2. Опора на жанр и музыкальный стиль, которые всегда связаны с тем или иным жизненным содержанием. Сложнее в этом случае обстоит дело со стилем, который также требует интерпретации и в разные времена может пониматься по-разному. Однако, будучи системой, он все же менее подвержен смысловому «расшатыванию», чем отдельное произведение, и может служить опорой его интерпретации.
3. Традиционная общность сюжетной канвы (что особенно характерно для того или иного жанра). В музыке же это – сложившиеся в определенную эпоху драматургические инварианты, своеобразно отражающие логику жизненных ситуаций.
4. Установившийся в обществе стандарт понимания. Даже отступая от него в процессе создания интерпретации, исполнитель имеет его в бессознательной сфере как некую «точку отсчета» или предмет спора.
5. Графический инвариант. В контексте музыкальном этот момент может рассматриваться как отсылка к определенному стилю, например, полифоническому или гомофонному.

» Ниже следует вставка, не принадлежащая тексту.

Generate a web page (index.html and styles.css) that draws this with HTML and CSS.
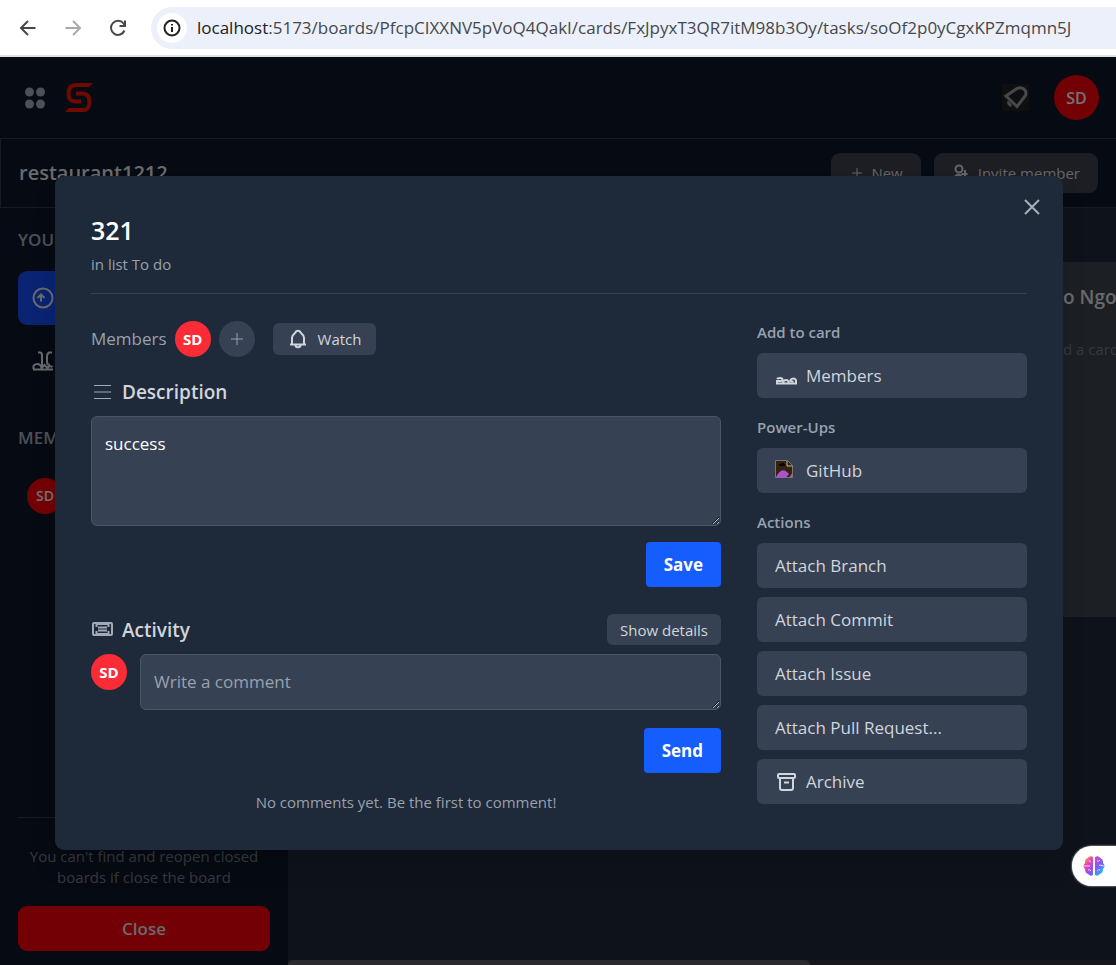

Кроме того, опытный музыкант может безошибочно отличить фактуру романтического произведения от моцартовской или бетховенской. Фактура же Скрябина, благодаря своей оригинальности, сразу укажет интерпретатору на своего автора.
6. Коллективный эстетический вкус социума. Исполнитель, если он только не задался целью эпатажа, не может не учитывать этот вкус, так как, прежде всего, должен быть понятным слушателям. Этот момент обретает особую важность, если музыкант-исполнитель ставит своей целью просветительскую деятельность.